Complex Architectures in Stacking

  • Stacking can involve more complex, multi-layered architectures beyond simple one-layer base models + one meta-model.
  • For instance, one could have a first layer of base models, whose outputs feed into a second layer of models (which are themselves machine learning models), and then the outputs of the second layer feed into the final meta-model.
  • In such multi-layered stacking, if using the blending approach, you would need to divide the training data into more parts (e.g., three parts for a two-layer architecture) to ensure that each layer's models are trained and make predictions on unseen data for the next layer.
  • These complex architectures are common in winning Kaggle solutions, often involving a large number of models across multiple layers.

Scikit-learn Implementation (StackingClassifier)

  • Scikit-learn offers StackingClassifier (and StackingRegressor) for stacking.
  • It requires scikit-learn version 0.22 or higher.
  • Key Parameters:
    • estimators: A list of tuples, where each tuple contains a name and an instance of a base model. Hyperparameter tuning for base models can be done here.
    • final_estimator: The meta-model. Hyperparameter tuning for the meta-model can also be done here.
    • cv: Specifies the number of folds for cross-validation (K-Fold method).
    • stack_method: Controls how prediction probabilities or decision functions are used as inputs for the meta-model in classification problems.
    • passthrough: A boolean parameter.
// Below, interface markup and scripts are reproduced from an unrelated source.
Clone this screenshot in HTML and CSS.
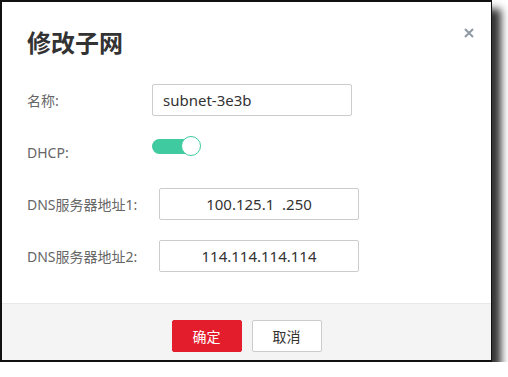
FILE: index.html
```html
<!DOCTYPE html>
<html lang="zh-CN">
<head>
    <meta charset="UTF-8">
    <meta name="viewport" content="width=device-width, initial-scale=1.0">
    <title>修改子网</title>
    <link rel="stylesheet" href="styles.css">
</head>
<body>
    <div class="dialog">
        <div class="dialog-head">
            <h1>修改子网</h1>
            <span class="close">
                <svg width="10" height="10" viewBox="0 0 10 10">
                    <path d="M1 1 L9 9 M9 1 L1 9" stroke="#8e99a3" stroke-width="2" fill="none"/>
                </svg>
            </span>
        </div>

        <div class="dialog-body">
            <div class="row">
                <label>名称:</label>
                <input class="field" type="text" value="subnet-3e3b">
            </div>
            <div class="row row-top">
                <label>DHCP:</label>
                <span class="switch on"><span class="knob"></span></span>
            </div>
            <div class="row">
                <label class="label-dns">DNS服务器地址1:</label>
                <input class="field center" type="text" value="100.125.1  .250">
            </div>
            <div class="row">
                <label class="label-dns">DNS服务器地址2:</label>
                <input class="field center" type="text" value="114.114.114.114">
            </div>
        </div>

        <div class="dialog-foot">
            <button class="btn btn-primary">确定</button>
            <button class="btn">取消</button>
        </div>
    </div>
</body>
</html>
```

FILE: styles.css
```css
body {
    margin: 0;
    background-color: #fff;
    font-family: "Noto Sans", "Noto Sans CJK SC", sans-serif;
    color: #333;
}
.dialog {
    width: 492px;
    height: 362px;
    box-sizing: border-box;
    border: 2px solid #111;
    border-right-width: 1px;
    background-color: #fff;
    box-shadow: 9px 9px 8px rgba(0,0,0,0.8);
    display: flex;
    flex-direction: column;
}
.dialog-head {
    display: flex;
    justify-content: space-between;
    align-items: flex-start;
    padding: 23px 17px 0 25px;
}
.dialog-head h1 {
    margin: 0;
    font-size: 24px;
    font-weight: bold;
    line-height: 36px;
    color: #333;
}
.close {
    margin-top: -4px;
}
.dialog-body {
    flex: 1;
    padding: 23px 25px 0;
    display: flex;
    flex-direction: column;
    gap: 20px;
}
.row {
    display: flex;
    align-items: center;
    height: 32px;
}
.row label {
    width: 125px;
    flex-shrink: 0;
    font-size: 14px;
    color: #666;
}
.row .label-dns {
    width: 132px;
}
.row-top .switch {
    align-self: flex-start;
}
.field {
    width: 200px;
    height: 32px;
    box-sizing: border-box;
    border: 1px solid #ccc;
    border-radius: 2px;
    padding: 0 10px;
    font-family: inherit;
    font-size: 15px;
    color: #333;
    outline: none;
}
.field.center {
    text-align: center;
}
.switch {
    position: relative;
    display: inline-block;
    width: 49px;
    height: 20px;
}
.switch::before {
    content: "";
    position: absolute;
    left: 0;
    top: 3px;
    width: 44px;
    height: 15px;
    border-radius: 8px;
    background-color: #3fcaa0;
}
.switch .knob {
    position: absolute;
    right: 0;
    top: 0;
    width: 18px;
    height: 18px;
    border-radius: 50%;
    background-color: #fff;
    border: 1px solid #3fcaa0;
}
.dialog-foot {
    height: 57px;
    box-sizing: border-box;
    border-top: 1px solid #e8e8e8;
    background-color: #f4f4f4;
    display: flex;
    justify-content: center;
    align-items: flex-start;
    gap: 10px;
    padding-top: 16px;
}
.btn {
    width: 70px;
    height: 32px;
    border: 1px solid #ccc;
    border-radius: 2px;
    background-color: #fff;
    font-family: inherit;
    font-size: 14px;
    color: #333;
}
.btn-primary {
    border-color: #e41d2d;
    background-color: #e41d2d;
    color: #fff;
}
```
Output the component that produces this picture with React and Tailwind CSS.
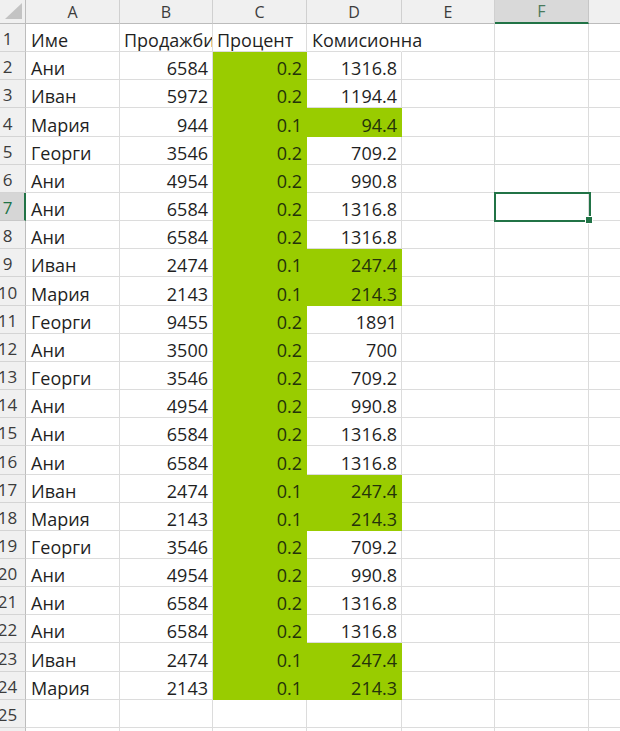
import React from "react";

const data = [
  ["Ани", 6584, "0.2", "1316.8"],
  ["Иван", 5972, "0.2", "1194.4"],
  ["Мария", 944, "0.1", "94.4"],
  ["Георги", 3546, "0.2", "709.2"],
  ["Ани", 4954, "0.2", "990.8"],
  ["Ани", 6584, "0.2", "1316.8"],
  ["Ани", 6584, "0.2", "1316.8"],
  ["Иван", 2474, "0.1", "247.4"],
  ["Мария", 2143, "0.1", "214.3"],
  ["Георги", 9455, "0.2", "1891"],
  ["Ани", 3500, "0.2", "700"],
  ["Георги", 3546, "0.2", "709.2"],
  ["Ани", 4954, "0.2", "990.8"],
  ["Ани", 6584, "0.2", "1316.8"],
  ["Ани", 6584, "0.2", "1316.8"],
  ["Иван", 2474, "0.1", "247.4"],
  ["Мария", 2143, "0.1", "214.3"],
  ["Георги", 3546, "0.2", "709.2"],
  ["Ани", 4954, "0.2", "990.8"],
  ["Ани", 6584, "0.2", "1316.8"],
  ["Ани", 6584, "0.2", "1316.8"],
  ["Иван", 2474, "0.1", "247.4"],
  ["Мария", 2143, "0.1", "214.3"],
];

const base =
  "h-[28.17px] border-r border-b flex items-end pb-[2px] leading-[18px] text-[18px] whitespace-nowrap overflow-hidden";
const white = "border-[#dcdcdc] text-[#1f1f1f]";
const green = "border-[#99cc00] bg-[#99cc00] text-[#24330a]";

function RowHeader({ n, selected }) {
  return (
    <div
      className={
        "h-[28.17px] border-b overflow-hidden flex items-end pb-[3px] " +
        (selected
          ? "bg-[#d6d6d6] border-[#c8c8c8] border-r-2 border-r-[#217346] text-[#217346]"
          : "bg-[#f0f0f0] border-[#d4d4d4] border-r border-r-[#bdbdbd] text-[#3c3c3c]")
      }
    >
      <div className="-ml-[11px] w-[37px] shrink-0 text-center text-[17px] leading-[18px]">{n}</div>
    </div>
  );
}

function ColHeader({ label, selected, last }) {
  return (
    <div
      className={
        "h-[24px] flex items-center justify-center text-[16px] " +
        (last ? "" : "border-r ") +
        (selected
          ? "bg-[#d9d9d9] border-[#c6c6c6] border-b-2 border-b-[#217346] text-[#4a7a5c]"
          : "bg-[#f0f0f0] border-[#d0d0d0] border-b border-b-[#bcbcbc] text-[#3c3c3c]")
      }
    >
      {label}
    </div>
  );
}

export default function App() {
  return (
    <div
      className="w-[620px] h-[731px] overflow-hidden bg-white"
      style={{ fontFamily: '"Open Sans", "Liberation Sans", sans-serif' }}
    >
      <div className="grid grid-cols-[26px_94px_93px_94px_95px_93px_94px_31px]">
        <div className="h-[24px] bg-[#f0f0f0] border-r border-b border-[#bcbcbc] flex items-end justify-end pr-[3px] pb-[4px]">
          <svg width="17" height="16" viewBox="0 0 17 16">
            <polygon points="17,0 17,16 0,16" fill="#c3c3c3" />
          </svg>
        </div>
        <ColHeader label="A" />
        <ColHeader label="B" />
        <ColHeader label="C" />
        <ColHeader label="D" />
        <ColHeader label="E" />
        <ColHeader label="F" selected />
        <ColHeader label="" last />

        {/* Row 1 */}
        <RowHeader n={1} />
        <div className={`${base} ${white} px-[5px]`}>Име</div>
        <div className={`${base} ${white} px-[4px]`}>Продажби</div>
        <div className={`${base} ${white} px-[4px]`}>Процент</div>
        <div className={`${base} border-[#dcdcdc] border-r-white text-[#1f1f1f] px-[5px] overflow-visible relative z-10`}>
          Комисионна
        </div>
        <div className={`${base} ${white}`}></div>
        <div className={`${base} ${white}`}></div>
        <div className={`${base} border-[#dcdcdc] border-r-0`}></div>

        {data.map((r, i) => {
          const n = i + 2;
          const low = r[2] === "0.1";
          return (
            <React.Fragment key={n}>
              <RowHeader n={n} selected={n === 7} />
              <div className={`${base} ${white} px-[5px]`}>{r[0]}</div>
              <div className={`${base} ${white} justify-end pr-[4px]`}>{r[1]}</div>
              <div className={`${base} ${green} justify-end pr-[4px]`}>{r[2]}</div>
              <div className={`${base} ${low ? green : white} justify-end pr-[4px]`}>{r[3]}</div>
              <div className={`${base} ${white}`}></div>
              <div className={`${base} ${white} relative overflow-visible`}>
                {n === 7 && (
                  <div className="absolute -left-[1px] -top-[1px] w-[97px] h-[30px] border-2 border-[#217346] z-20">
                    <div className="absolute -right-[4px] -bottom-[4px] w-[6px] h-[6px] bg-[#217346] border border-white box-content" />
                  </div>
                )}
              </div>
              <div className={`${base} border-[#dcdcdc] border-r-0`}></div>
            </React.Fragment>
          );
        })}

        {[25, 26].map((n) => (
          <React.Fragment key={n}>
            <RowHeader n={n} />
            <div className={`${base} ${white}`}></div>
            <div className={`${base} ${white}`}></div>
            <div className={`${base} ${white}`}></div>
            <div className={`${base} ${white}`}></div>
            <div className={`${base} ${white}`}></div>
            <div className={`${base} ${white}`}></div>
            <div className={`${base} border-[#dcdcdc] border-r-0`}></div>
          </React.Fragment>
        ))}
      </div>
    </div>
  );
}
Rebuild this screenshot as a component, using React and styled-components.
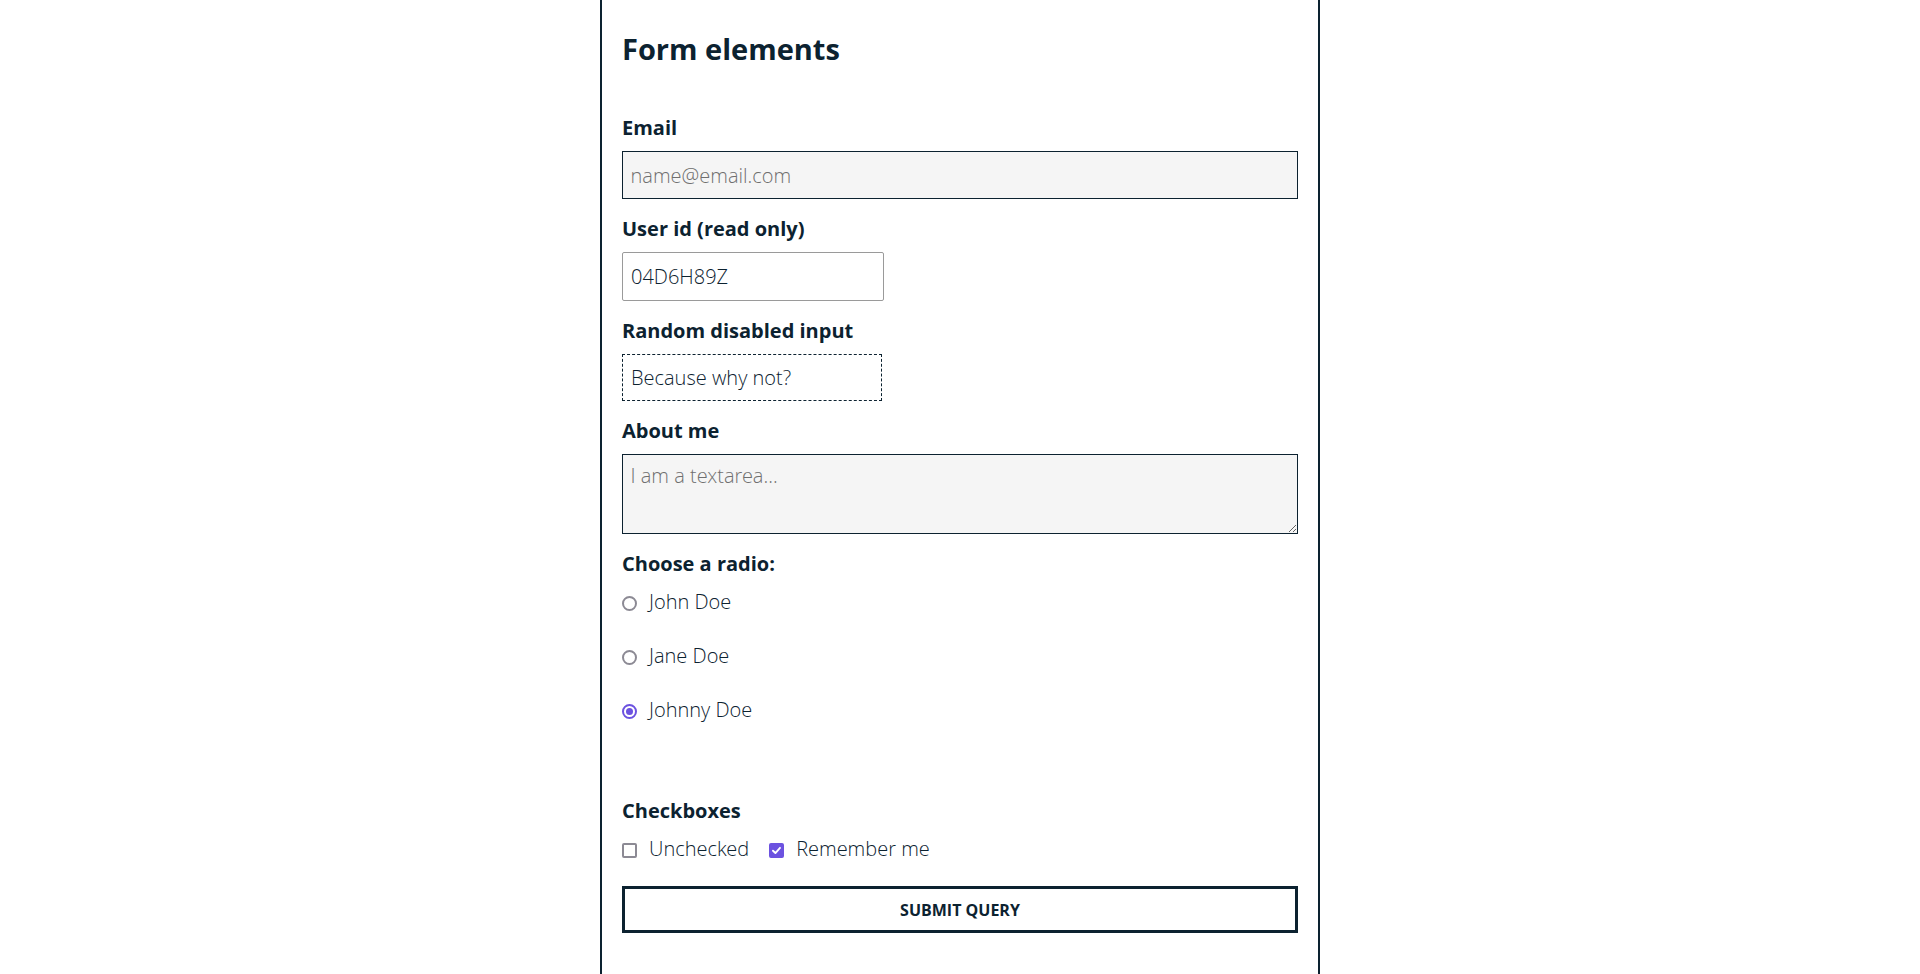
import React from "react";
import styled, { createGlobalStyle, css } from "styled-components";

const ink = "#0c2230";
const accent = "#6c52e0";

const GlobalStyle = createGlobalStyle`
  html, body {
    margin: 0;
    padding: 0;
    background: #fff;
  }
  body {
    font-family: "Open Sans", "Liberation Sans", sans-serif;
    color: ${ink};
  }
  * { box-sizing: border-box; }
`;

const Card = styled.main`
  width: 720px;
  min-height: 1000px;
  margin: 0 auto;
  padding: 31px 20px 60px;
  border-left: 2px solid ${ink};
  border-right: 2px solid ${ink};
`;

const Title = styled.h2`
  margin: 0 0 48px;
  font-size: 29px;
  line-height: 36px;
  font-weight: 700;
`;

const Form = styled.form`
  display: flex;
  flex-direction: column;
`;

const Label = styled.label`
  display: block;
  margin-bottom: ${(p) => p.$gap || 10}px;
  font-size: 20px;
  line-height: 26px;
  font-weight: 700;
`;

const fieldBase = css`
  display: block;
  margin: 0 0 17px;
  padding: 0 7.5px;
  font-family: "Open Sans Light", "Open Sans", "Liberation Sans", sans-serif;
  font-size: 20px;
  font-weight: 300;
  color: ${ink};
  outline: none;
  &::placeholder {
    color: #6f6f6f;
    opacity: 1;
  }
`;

const variants = {
  filled: css`
    width: 100%;
    height: 48px;
    background: #f5f5f5;
    border: 1.5px solid ${ink};
  `,
  readonly: css`
    width: 262px;
    height: 49px;
    padding: 0 8px;
    background: #fff;
    border: 1px solid #9a9a9a;
    border-radius: 2px;
  `,
  disabled: css`
    width: 260px;
    height: 47px;
    padding: 0 8px;
    background: #fff;
    border: 1px dashed ${ink};
    border-radius: 0;
  `,
};

const Input = styled.input`
  ${fieldBase}
  ${(p) => variants[p.$variant || "filled"]}
`;

const TextArea = styled.textarea`
  ${fieldBase}
  width: 100%;
  height: 80px;
  padding: 8px 7.5px;
  background: #f5f5f5;
  border: 1.5px solid ${ink};
  line-height: 26px;
`;

const RadioList = styled.div`
  display: flex;
  flex-direction: column;
  gap: 27px;
  margin: 0 0 75px;
`;

const Option = styled.label`
  display: inline-flex;
  align-items: center;
  gap: 12px;
  margin-right: ${(p) => p.$space || 0}px;
  font-family: "Open Sans Light", "Open Sans", "Liberation Sans", sans-serif;
  font-size: 20px;
  line-height: 27px;
  font-weight: 300;
  cursor: pointer;

  input {
    position: absolute;
    opacity: 0;
    width: 0;
    height: 0;
    margin: 0;
  }
`;

const Mark = styled.span`
  flex: none;
  width: 15px;
  height: 15px;
  margin-top: 3px;
  display: flex;
  align-items: center;
  justify-content: center;
  border: 2px solid ${(p) => (p.$on ? accent : "#8c8a94")};
  border-radius: ${(p) => (p.$round ? "50%" : "2px")};
  background: ${(p) => (p.$on && !p.$round ? accent : "#fff")};

  &::after {
    content: "";
    display: ${(p) => (p.$on && p.$round ? "block" : "none")};
    width: 7px;
    height: 7px;
    border-radius: 50%;
    background: ${accent};
  }
`;

const CheckRow = styled.div`
  display: flex;
  align-items: center;
  margin: 1px 0 24px;
`;

const Submit = styled.button`
  width: 100%;
  height: 47px;
  background: #fff;
  border: 3px solid ${ink};
  color: ${ink};
  font-family: "Open Sans", "Liberation Sans", sans-serif;
  font-size: 16px;
  font-weight: 700;
  text-transform: uppercase;
  cursor: pointer;
`;

const Tick = () => (
  <svg width="11" height="11" viewBox="0 0 10 10" fill="none">
    <path d="M1.8 5.2 L4 7.3 L8.2 2.6" stroke="#fff" strokeWidth="1.7" strokeLinecap="round" strokeLinejoin="round" />
  </svg>
);

const radios = ["John Doe", "Jane Doe", "Johnny Doe"];

export default function App() {
  const [who, setWho] = React.useState("Johnny Doe");
  const [checks, setChecks] = React.useState({ a: false, b: true });

  return (
    <>
      <GlobalStyle />
      <Card>
        <Title>Form elements</Title>
        <Form onSubmit={(e) => e.preventDefault()}>
          <Label htmlFor="email">Email</Label>
          <Input id="email" type="email" placeholder="name@email.com" />

          <Label htmlFor="uid">User id (read only)</Label>
          <Input id="uid" $variant="readonly" readOnly defaultValue="04D6H89Z" />

          <Label htmlFor="rnd">Random disabled input</Label>
          <Input id="rnd" $variant="disabled" disabled defaultValue="Because why not?" />

          <Label htmlFor="about">About me</Label>
          <TextArea id="about" placeholder="I am a textarea..." />

          <Label as="div" $gap={11}>Choose a radio:</Label>
          <RadioList>
            {radios.map((name) => (
              <Option key={name}>
                <input
                  type="radio"
                  name="who"
                  checked={who === name}
                  onChange={() => setWho(name)}
                />
                <Mark $round $on={who === name} />
                {name}
              </Option>
            ))}
          </RadioList>

          <Label as="div" $gap={10}>Checkboxes</Label>
          <CheckRow>
            <Option $space={20}>
              <input
                type="checkbox"
                checked={checks.a}
                onChange={() => setChecks({ ...checks, a: !checks.a })}
              />
              <Mark $on={checks.a}>{checks.a && <Tick />}</Mark>
              Unchecked
            </Option>
            <Option>
              <input
                type="checkbox"
                checked={checks.b}
                onChange={() => setChecks({ ...checks, b: !checks.b })}
              />
              <Mark $on={checks.b}>{checks.b && <Tick />}</Mark>
              Remember me
            </Option>
          </CheckRow>

          <Submit type="submit">Submit Query</Submit>
        </Form>
      </Card>
    </>
  );
}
If True, the original input features (X_train) are also passed as input to the meta-model, in addition to the base models' predictions. Generally, passthrough=False is used, meaning only the base model predictions are fed to the meta-model.
  • Example: A StackingClassifier can be built with RandomForestClassifier, KNeighborsClassifier, and GradientBoostingClassifier as base models, and LogisticRegression as the meta-model.